* _TASK OBJECTIVE_: How many lines hold the string "components"? Reply with the number alone.

%%

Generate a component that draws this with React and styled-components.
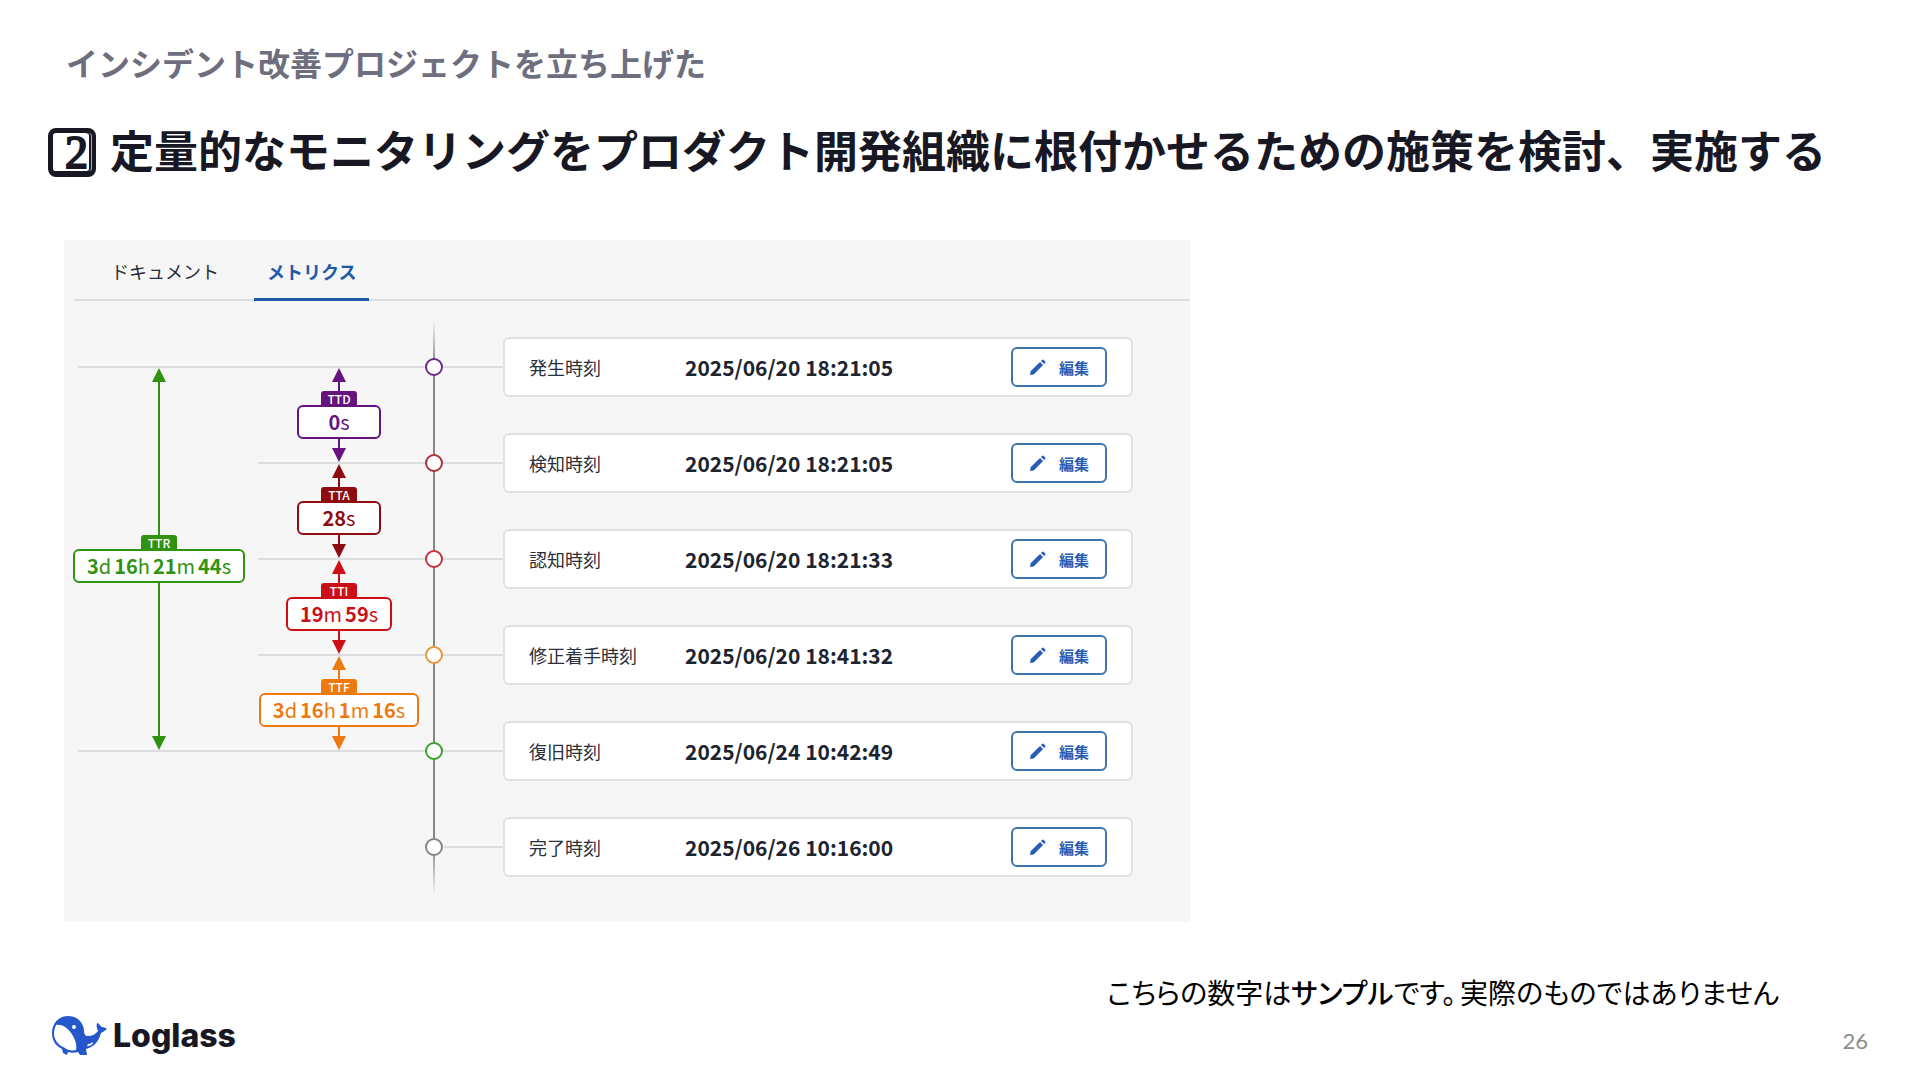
import React from "react";
import styled, { createGlobalStyle } from "styled-components";

const GlobalStyle = createGlobalStyle`
  * {
    box-sizing: border-box;
  }
  body {
    margin: 0;
    background: #ffffff;
    font-family: "Noto Sans CJK JP", sans-serif;
  }
`;

const events = [
  { label: "発生時刻", time: "2025/06/20 18:21:05", color: "#6b2a86", from: 1 },
  { label: "検知時刻", time: "2025/06/20 18:21:05", color: "#a8323a", from: 2 },
  { label: "認知時刻", time: "2025/06/20 18:21:33", color: "#c4343c", from: 2 },
  { label: "修正着手時刻", time: "2025/06/20 18:41:32", color: "#e8963c", from: 2 },
  { label: "復旧時刻", time: "2025/06/24 10:42:49", color: "#3f9f2c", from: 1 },
  { label: "完了時刻", time: "2025/06/26 10:16:00", color: "#858585", from: 4 },
];

// start and end are indexes into events
const durations = [
  { name: "TTR", parts: ["3d", "16h", "21m", "44s"], color: "#2f9310", column: 1, start: 0, end: 4 },
  { name: "TTD", parts: ["0s"], color: "#65147f", column: 2, start: 0, end: 1 },
  { name: "TTA", parts: ["28s"], color: "#8e0b10", column: 2, start: 1, end: 2 },
  { name: "TTI", parts: ["19m", "59s"], color: "#cc0f16", column: 2, start: 2, end: 3 },
  { name: "TTF", parts: ["3d", "16h", "1m", "16s"], color: "#ee790f", column: 2, start: 3, end: 4 },
];

const guideInset = { 1: "14px", 2: "4px", 4: "0" };

const PencilIcon = () => (
  <svg width="18" height="18" viewBox="0 0 18 18" fill="currentColor" aria-hidden="true">
    <path d="M1 17l.6-3.700L11 3.900l3.100 3.100-9.400 9.400zM12 2.900l1-1a1.200 1.200 0 0 1 1.700 0l1.400 1.400a1.200 1.200 0 0 1 0 1.700l-1 1z" />
  </svg>
);

const WhaleIcon = () => (
  <svg width="56" height="40" viewBox="0 0 56 40" aria-hidden="true">
    <path
      fill="#2456cc"
      d="M16 0C25 0 31 6 32 14c0 4 1 6 4 6 4 0 8-2 10-5-1-2-2-5-1-8 2 0 3 3 5 4 2 0 4 1 5 2-2 1-3 3-6 4-2 7-5 12-12 15l-3 1 1 6h-7l-2-3c-3 1-7 1-10 0l-1 3-4-2-1-4C4 30 0 25 0 17 0 7 7 0 16 0z"
    />
    <path fill="#ffffff" d="M4 9c7-1 13 4 17 11 3 5 4 10 3 14-4 1-9 0-11-2C6 29 2 24 2 17c0-3 1-5 2-8z" />
    <circle cx="22" cy="11" r="2" fill="#ffffff" />
    <path fill="#ffffff" d="M35 30l1-2c2 0 3-1 5-2 0 3-3 4-6 4z" />
  </svg>
);

const Duration = ({ item }) => (
  <Span column={item.column} start={item.start} end={item.end} color={item.color}>
    <ArrowHead />
    <Stem />
    <Badge>{item.name}</Badge>
    <Value>
      {item.parts.map((part) => (
        <span key={part}>
          <b>{part.slice(0, -1)}</b>
          {part.slice(-1)}
        </span>
      ))}
    </Value>
    <Stem />
    <ArrowHead down />
  </Span>
);

const App = () => {
  return (
    <Page>
      <GlobalStyle />
      <Subtitle>インシデント改善プロジェクトを立ち上げた</Subtitle>
      <Title>
        <Keycap>2</Keycap>
        定量的なモニタリングをプロダクト開発組織に根付かせるための施策を検討、実施する
      </Title>
      <Panel>
        <Tabs role="tablist">
          <Tab role="tab" aria-selected="false">ドキュメント</Tab>
          <Tab role="tab" aria-selected="true" active>メトリクス</Tab>
        </Tabs>
        <Timeline>
          {events.map((event, i) => (
            <Guide key={event.label} row={i} from={event.from} />
          ))}
          <Axis />
          {events.map((event, i) => (
            <Dot key={event.label} row={i} color={event.color} />
          ))}
          {durations.map((item) => (
            <Duration key={item.name} item={item} />
          ))}
          {events.map((event, i) => (
            <Card key={event.label} row={i}>
              <Label>{event.label}</Label>
              <Time>{event.time}</Time>
              <EditButton>
                <PencilIcon />
                編集
              </EditButton>
            </Card>
          ))}
        </Timeline>
      </Panel>
      <Note>
        <span>
          こちらの数字は<em>サンプル</em>です。
        </span>
        <span>実際のものではありません</span>
      </Note>
      <Footer>
        <Logo>
          <WhaleIcon />
          Loglass
        </Logo>
        <PageNumber>26</PageNumber>
      </Footer>
    </Page>
  );
};

export default App;

const Page = styled.main`
  display: flex;
  flex-direction: column;
  min-height: 100vh;
  padding: 38px 52px 20px 48px;
  color: #181824;
`;

const Subtitle = styled.p`
  margin: 0 0 0 18px;
  font-size: 32px;
  line-height: 48px;
  font-weight: 700;
  color: #6e6e7e;
`;

const Title = styled.h1`
  display: flex;
  align-items: flex-start;
  gap: 14px;
  margin: 31px 0 59px;
  font-size: 44px;
  line-height: 64px;
  font-weight: 700;
`;

const Keycap = styled.span`
  flex: none;
  width: 48px;
  height: 49px;
  margin-top: 11px;
  padding-left: 8px;
  border: solid #181824;
  border-width: 5px 4px 6px 5px;
  border-radius: 8px;
  box-shadow: inset -1px 0 0 #a8a8b0, inset -3px 0 0 #181824;
  font-family: "Liberation Serif", serif;
  font-size: 46px;
  line-height: 40px;
  font-weight: 400;
  text-align: center;
  -webkit-text-stroke: 2px #181824;
`;

const Panel = styled.section`
  max-width: 1126px;
  margin-left: 16px;
  padding-bottom: 27px;
  background: #f6f6f6;
`;

const Tabs = styled.div`
  display: flex;
  gap: 22px;
  height: 61px;
  margin-left: 10px;
  padding-left: 24px;
  border-bottom: 2px solid #dcdcdc;
`;

const Tab = styled.button`
  height: 61px;
  padding: 3px 13px 0;
  border: 0;
  border-bottom: 3px solid ${({ active }) => (active ? "#1f5aa6" : "transparent")};
  background: none;
  font-family: inherit;
  font-size: 18px;
  font-weight: ${({ active }) => (active ? 700 : 400)};
  color: ${({ active }) => (active ? "#1f5aa6" : "#2a2f3a")};
`;

const Timeline = styled.div`
  display: grid;
  grid-template-columns: 190px 170px 20px 59px 1fr;
  grid-template-rows: repeat(12, 48px);
  padding: 18px 57px 0 0;
`;

const Guide = styled.div`
  grid-column: ${({ from }) => from} / 5;
  grid-row: ${({ row }) => row * 2 + 1} / span 2;
  align-self: center;
  height: 2px;
  margin-left: ${({ from }) => guideInset[from]};
  background: #dddddd;
`;

const Axis = styled.div`
  grid-column: 3;
  grid-row: 1 / -1;
  justify-self: center;
  width: 2px;
  background: linear-gradient(transparent, #858585 48px, #858585 528px, transparent);
`;

const Dot = styled.div`
  grid-column: 3;
  grid-row: ${({ row }) => row * 2 + 1} / span 2;
  place-self: center;
  width: 18px;
  height: 18px;
  border: 2px solid ${({ color }) => color};
  border-radius: 50%;
  background: #ffffff;
`;

const Span = styled.div`
  grid-column: ${({ column }) => column};
  grid-row: ${({ start }) => start * 2 + 2} / ${({ end }) => end * 2 + 2};
  display: flex;
  flex-direction: column;
  align-items: center;
  padding: 1px 0;
  color: ${({ color }) => color};
`;

const ArrowHead = styled.div`
  width: 14px;
  height: 14px;
  background: currentColor;
  clip-path: ${({ down }) =>
    down ? "polygon(0 0, 100% 0, 50% 100%)" : "polygon(50% 0, 100% 100%, 0 100%)"};
`;

const Stem = styled.div`
  flex: 1;
  width: 2px;
  background: currentColor;
`;

const Badge = styled.div`
  width: 36px;
  height: 14px;
  border-radius: 3px 3px 0 0;
  background: currentColor;
  font-size: 12px;
  line-height: 15px;
  font-weight: 500;
  text-align: center;
  -webkit-text-fill-color: #ffffff;
`;

const Value = styled.div`
  display: flex;
  justify-content: center;
  gap: 3px;
  min-width: 84px;
  height: 34px;
  padding: 0 12px;
  border: 2px solid currentColor;
  border-radius: 6px;
  background: #ffffff;
  font-size: 20px;
  line-height: 30px;
  white-space: nowrap;
`;

const Card = styled.div`
  grid-column: 5;
  grid-row: ${({ row }) => row * 2 + 1} / span 2;
  align-self: center;
  display: flex;
  align-items: center;
  height: 60px;
  padding: 0 24px;
  border: 2px solid #e0e0e0;
  border-radius: 6px;
  background: #ffffff;
`;

const Label = styled.span`
  width: 156px;
  font-size: 18px;
  color: #2a2f3a;
`;

const Time = styled.time`
  font-size: 21px;
  font-weight: 700;
  color: #1c2430;
`;

const EditButton = styled.button`
  display: flex;
  align-items: center;
  justify-content: center;
  gap: 12px;
  width: 96px;
  height: 40px;
  margin-left: auto;
  border: 2px solid #3f73b0;
  border-radius: 6px;
  background: #ffffff;
  font-family: inherit;
  font-size: 15px;
  font-weight: 700;
  color: #2a5db4;
`;

const Note = styled.p`
  display: flex;
  justify-content: flex-end;
  gap: 4px;
  margin: 48px 89px 0 0;
  font-size: 28px;
  line-height: 44px;
  font-feature-settings: "palt";
  color: #000000;

  em {
    font-style: normal;
    font-weight: 500;
  }
`;

const Footer = styled.footer`
  display: flex;
  align-items: flex-end;
  justify-content: space-between;
  padding-left: 4px;
`;

const Logo = styled.div`
  display: flex;
  align-items: center;
  gap: 5px;
  padding-top: 2px;
  font-family: Inter, sans-serif;
  font-size: 32px;
  line-height: 40px;
  font-weight: 800;
`;

const PageNumber = styled.span`
  font-family: Lato, sans-serif;
  font-size: 22px;
  line-height: 30px;
  color: #8c8c8c;
`;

%%

* _WRITTEN REPLY_: 2